When Business Owners Wear Too Many Hats - and How to Fix It

Written by Drake Vincent | Jan 8, 2026 6:17:06 PM

Why Business Owners Wear Too Many Hats

If you’re a business owner, chances are you didn’t start out trying to do everything yourself. In the early days, you stepped in wherever you were needed. You handled sales because no one knew the product better than you. You ran operations because there wasn’t a team yet. You watched the finances closely because every dollar mattered. Wearing multiple hats wasn’t a choice—it was survival.

The problem shows up when your business grows, but your role never evolves. What used to work starts working against you. Responsibilities stack up. Decisions funnel through you. The business slowly becomes dependent on your constant involvement. Instead of leading, you’re managing tasks. Instead of planning ahead, you’re reacting to whatever is most urgent that day.

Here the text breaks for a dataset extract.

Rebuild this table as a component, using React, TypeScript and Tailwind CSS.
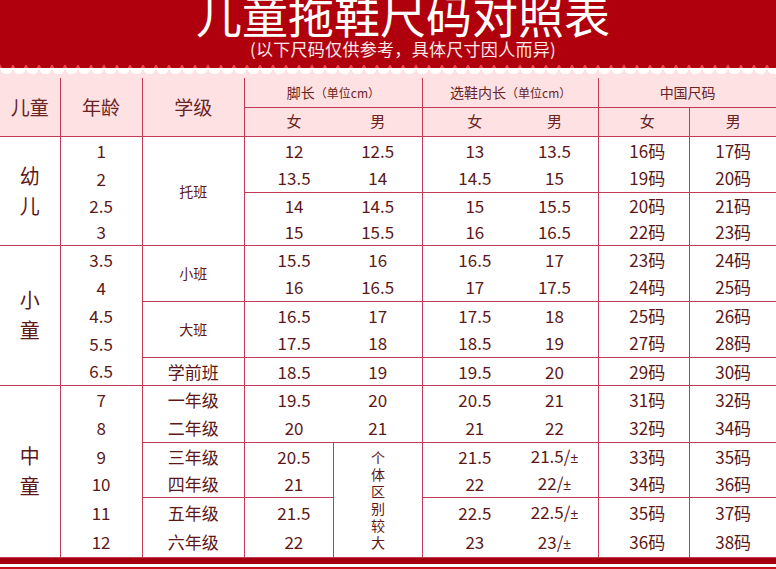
import React from "react"

const LINE = "border-[#c23a55]"

type Row = [string, string, string, string, string, string, string]

// age, 脚长女, 脚长男, 内长女, 内长男, 中国女, 中国男
const rows: Row[] = [
  ["1", "12", "12.5", "13", "13.5", "16码", "17码"],
  ["2", "13.5", "14", "14.5", "15", "19码", "20码"],
  ["2.5", "14", "14.5", "15", "15.5", "20码", "21码"],
  ["3", "15", "15.5", "16", "16.5", "22码", "23码"],
  ["3.5", "15.5", "16", "16.5", "17", "23码", "24码"],
  ["4", "16", "16.5", "17", "17.5", "24码", "25码"],
  ["4.5", "16.5", "17", "17.5", "18", "25码", "26码"],
  ["5.5", "17.5", "18", "18.5", "19", "27码", "28码"],
  ["6.5", "18.5", "19", "19.5", "20", "29码", "30码"],
  ["7", "19.5", "20", "20.5", "21", "31码", "32码"],
  ["8", "20", "21", "21", "22", "32码", "34码"],
  ["9", "20.5", "", "21.5", "21.5/", "33码", "35码"],
  ["10", "21", "", "22", "22/", "34码", "36码"],
  ["11", "21.5", "", "22.5", "22.5/", "35码", "37码"],
  ["12", "22", "", "23", "23/", "36码", "38码"],
]

const rowH = [
  "h-[28px]",
  "h-[28px]",
  "h-[27px]",
  "h-[26px]",
  "h-[28px]",
  "h-[28px]",
  "h-[28px]",
  "h-[28px]",
  "h-[28px]",
  "h-[28px]",
  "h-[29px]",
  "h-[28px]",
  "h-[27px]",
  "h-[30px]",
  "h-[30px]",
]

const groupEnds = [1, 3, 5, 7, 8, 10, 12, 14]

const kids: Record<number, { label: string; span: number }> = {
  0: { label: "幼儿", span: 4 },
  4: { label: "小童", span: 5 },
  9: { label: "中童", span: 6 },
}

const grades: Record<number, { label: string; span: number; small?: boolean; end: boolean }> = {
  0: { label: "托班", span: 4, small: true, end: true },
  4: { label: "小班", span: 2, small: true, end: true },
  6: { label: "大班", span: 2, small: true, end: true },
  8: { label: "学前班", span: 1, end: true },
  9: { label: "一年级", span: 1, end: false },
  10: { label: "二年级", span: 1, end: true },
  11: { label: "三年级", span: 1, end: false },
  12: { label: "四年级", span: 1, end: true },
  13: { label: "五年级", span: 1, end: false },
  14: { label: "六年级", span: 1, end: true },
}

const cell = (...c: (string | false)[]) =>
  ["p-0 text-center align-middle", LINE, ...c].filter(Boolean).join(" ")

export default function App() {
  return (
    <div className="h-[569px] w-[776px] overflow-hidden bg-white font-['Noto_Sans_CJK_SC','Noto_Sans',sans-serif]">
      {/* banner */}
      <div className="flex h-[65px] flex-col items-center overflow-hidden bg-[#b0000d] pl-[30px] text-white">
        <h1 className="-mt-[10px] text-[46px] leading-[46px]">儿童拖鞋尺码对照表</h1>
        <p className="mt-[3px] text-[17px] leading-[20px] tracking-[0.3px] text-[#fbe9ea]">
          (以下尺码仅供参考，具体尺寸因人而异)
        </p>
      </div>
      <div className="h-[3px] bg-[#e8434c] bg-[radial-gradient(circle_at_50%_0,#b0000d_5px,transparent_5.5px)] bg-[length:13px_3px]" />
      <div className="h-[10px] bg-[#fde1e3] bg-[radial-gradient(circle_at_50%_0,#ffffff_6px,transparent_6.5px)] bg-[length:13px_10px]" />

      <table className="w-[776px] table-fixed">
        <colgroup>
          <col className="w-[60px]" />
          <col className="w-[82px]" />
          <col className="w-[102px]" />
          <col className="w-[89px]" />
          <col className="w-[89px]" />
          <col className="w-[88px]" />
          <col className="w-[88px]" />
          <col className="w-[91px]" />
          <col className="w-[86px]" />
        </colgroup>
        <thead className="bg-[#fde1e3] font-normal text-[#6a2323]">
          <tr className="h-[29px]">
            <th rowSpan={2} className={cell("border-r border-b text-[19px] font-normal")}>
              儿童
            </th>
            <th rowSpan={2} className={cell("border-r border-b text-[19px] font-normal")}>
              年龄
            </th>
            <th rowSpan={2} className={cell("border-r border-b text-[19px] font-normal")}>
              学级
            </th>
            <th colSpan={2} className={cell("border-r border-b text-[14px] font-normal")}>
              脚长<span className="text-[12px]">（单位cm）</span>
            </th>
            <th colSpan={2} className={cell("border-r border-b text-[14px] font-normal")}>
              选鞋内长<span className="text-[12px]">（单位cm）</span>
            </th>
            <th colSpan={2} className={cell("border-b text-[14px] font-normal")}>
              中国尺码
            </th>
          </tr>
          <tr className="h-[29px] text-[15px]">
            <th className={cell("border-b pl-[10px] font-normal")}>女</th>
            <th className={cell("border-r border-b font-normal")}>男</th>
            <th className={cell("border-b pl-[16px] font-normal")}>女</th>
            <th className={cell("border-r border-b font-normal")}>男</th>
            <th className={cell("border-r border-b pl-[6px] font-normal")}>女</th>
            <th className={cell("border-b font-normal")}>男</th>
          </tr>
        </thead>
        <tbody className="text-[17px] leading-none text-[#5c1818]">
          {rows.map((r, i) => {
            const end = groupEnds.includes(i)
            const k = kids[i]
            const g = grades[i]
            return (
              <tr key={i} className={rowH[i]}>
                {k && (
                  <td rowSpan={k.span} className={cell("border-r border-b")}>
                    <div className="mx-auto w-[20px] text-[20px] leading-[30px]">{k.label}</div>
                  </td>
                )}
                <td className={cell("border-r", [3, 8, 14].includes(i) && "border-b")}>{r[0]}</td>
                {g && (
                  <td
                    rowSpan={g.span}
                    className={cell("border-r", g.end && "border-b", g.small ? "text-[14px]" : "text-[17px]")}
                  >
                    {g.label}
                  </td>
                )}
                <td className={cell("pl-[10px]", end && "border-b")}>{r[1]}</td>
                {i < 11 && <td className={cell("border-r", end && "border-b")}>{r[2]}</td>}
                {i === 11 && (
                  <td rowSpan={4} className={cell("border-l border-r border-b")}>
                    <div className="mx-auto w-[14px] text-[14px] leading-[17px]">个体区别较大</div>
                  </td>
                )}
                <td className={cell("pl-[16px]", end && "border-b")}>{r[3]}</td>
                <td className={cell("border-r", end && "border-b")}>
                  {r[4]}
                  {i > 10 && <span className="font-['Liberation_Sans'] text-[14px]">±</span>}
                </td>
                <td className={cell("border-r pl-[6px]", end && "border-b")}>{r[5]}</td>
                <td className={cell(end && "border-b")}>{r[6]}</td>
              </tr>
            )
          })}
        </tbody>
      </table>

      {/* bottom rule */}
      <div className="h-[6px] bg-[#a5000f]" />
      <div className="h-[3px] bg-white" />
      <div className="h-[2px] bg-[#c8101e]" />
    </div>
  )
}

From the outside, everything may look fine. Revenue might be up. Customers may be satisfied. But internally, you feel stretched thin, always behind, and unsure how to regain control without risking what you’ve built.

This isn’t a failure on your part—it’s a structural issue. Your business has outgrown its current setup, and that’s actually a sign of success.

 

How Wearing Too Many Hats Limits Business Growth

Long hours and mental exhaustion are obvious. But the hidden costs of wearing too many hats in business are far more damaging.

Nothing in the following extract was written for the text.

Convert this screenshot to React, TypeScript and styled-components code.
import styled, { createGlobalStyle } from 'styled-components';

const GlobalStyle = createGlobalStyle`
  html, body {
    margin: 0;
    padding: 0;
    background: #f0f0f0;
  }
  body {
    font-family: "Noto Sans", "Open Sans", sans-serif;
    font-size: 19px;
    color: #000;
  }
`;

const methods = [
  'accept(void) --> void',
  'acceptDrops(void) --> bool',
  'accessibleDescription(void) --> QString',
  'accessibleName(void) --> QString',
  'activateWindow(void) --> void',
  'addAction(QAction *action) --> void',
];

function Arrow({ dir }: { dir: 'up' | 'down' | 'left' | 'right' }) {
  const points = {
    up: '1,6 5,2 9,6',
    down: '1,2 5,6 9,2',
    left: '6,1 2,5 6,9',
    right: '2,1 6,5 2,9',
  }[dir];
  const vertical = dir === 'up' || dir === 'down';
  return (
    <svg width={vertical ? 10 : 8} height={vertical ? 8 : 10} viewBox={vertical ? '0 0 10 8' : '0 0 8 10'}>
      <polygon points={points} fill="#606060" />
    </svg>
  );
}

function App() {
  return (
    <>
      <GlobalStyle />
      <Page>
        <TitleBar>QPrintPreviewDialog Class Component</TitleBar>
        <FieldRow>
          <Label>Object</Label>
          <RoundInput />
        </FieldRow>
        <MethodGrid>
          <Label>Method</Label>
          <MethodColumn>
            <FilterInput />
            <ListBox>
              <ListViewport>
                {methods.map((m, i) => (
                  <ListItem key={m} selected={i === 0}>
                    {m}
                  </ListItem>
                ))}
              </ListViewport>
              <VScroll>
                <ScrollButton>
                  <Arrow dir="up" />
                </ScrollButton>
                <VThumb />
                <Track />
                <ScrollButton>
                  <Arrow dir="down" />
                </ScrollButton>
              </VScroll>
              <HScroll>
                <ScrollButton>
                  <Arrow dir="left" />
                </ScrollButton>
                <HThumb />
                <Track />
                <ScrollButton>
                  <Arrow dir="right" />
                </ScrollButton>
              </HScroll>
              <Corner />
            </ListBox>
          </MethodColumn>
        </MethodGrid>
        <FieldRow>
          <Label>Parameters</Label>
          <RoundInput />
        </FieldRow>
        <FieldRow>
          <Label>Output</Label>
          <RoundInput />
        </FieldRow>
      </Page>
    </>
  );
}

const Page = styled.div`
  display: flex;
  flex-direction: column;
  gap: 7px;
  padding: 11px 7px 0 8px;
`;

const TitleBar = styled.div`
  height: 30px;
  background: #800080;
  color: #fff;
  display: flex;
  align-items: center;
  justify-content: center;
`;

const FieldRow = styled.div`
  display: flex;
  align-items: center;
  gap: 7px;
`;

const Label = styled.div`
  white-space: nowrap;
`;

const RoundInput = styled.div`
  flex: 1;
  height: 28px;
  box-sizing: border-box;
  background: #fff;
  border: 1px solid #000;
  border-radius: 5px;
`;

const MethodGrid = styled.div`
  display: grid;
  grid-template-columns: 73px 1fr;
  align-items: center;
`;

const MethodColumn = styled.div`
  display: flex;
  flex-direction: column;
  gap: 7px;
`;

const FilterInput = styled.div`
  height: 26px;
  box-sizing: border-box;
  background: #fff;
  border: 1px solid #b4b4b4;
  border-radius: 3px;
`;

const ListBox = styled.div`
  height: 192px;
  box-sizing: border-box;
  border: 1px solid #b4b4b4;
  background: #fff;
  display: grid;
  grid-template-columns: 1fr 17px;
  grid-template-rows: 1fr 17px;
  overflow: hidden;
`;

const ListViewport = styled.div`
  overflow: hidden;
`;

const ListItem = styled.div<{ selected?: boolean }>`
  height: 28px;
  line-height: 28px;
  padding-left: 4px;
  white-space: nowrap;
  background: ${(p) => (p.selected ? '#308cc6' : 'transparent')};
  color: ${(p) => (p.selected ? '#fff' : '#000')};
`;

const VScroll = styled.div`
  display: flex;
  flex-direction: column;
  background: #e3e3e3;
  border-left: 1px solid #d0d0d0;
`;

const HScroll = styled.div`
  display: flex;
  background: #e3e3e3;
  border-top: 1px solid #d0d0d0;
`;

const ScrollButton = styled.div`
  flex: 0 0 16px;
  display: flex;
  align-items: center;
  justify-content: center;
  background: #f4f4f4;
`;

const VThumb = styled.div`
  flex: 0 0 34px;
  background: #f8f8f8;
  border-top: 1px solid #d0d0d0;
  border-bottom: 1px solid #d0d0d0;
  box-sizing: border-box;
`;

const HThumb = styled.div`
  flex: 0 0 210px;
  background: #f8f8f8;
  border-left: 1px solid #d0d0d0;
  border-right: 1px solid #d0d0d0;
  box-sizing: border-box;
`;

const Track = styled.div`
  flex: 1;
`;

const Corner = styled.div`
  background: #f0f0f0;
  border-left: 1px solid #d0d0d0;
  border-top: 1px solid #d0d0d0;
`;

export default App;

When you’re buried in day-to-day tasks, strategic thinking gets pushed aside. Financial reviews become reactive, pricing decisions lack clarity, and growth opportunities are delayed because there’s no time to evaluate them properly.

You also become the bottleneck. Your team waits for approvals. Small decisions stack up. Work that should move independently slows down because it needs your input.

Here’s what this actually costs your business:

  • Your time is misallocated. You’re doing tasks that could be handled by others.
  • Decision-making slows. Everything waits on you.
  • Employees hesitate. Authority isn’t clear, so capable staff hold back.
  • Growth is limited. The business can only scale as far as you can stretch yourself.
  • Stress compounds. Running the company feels exhausting instead of rewarding.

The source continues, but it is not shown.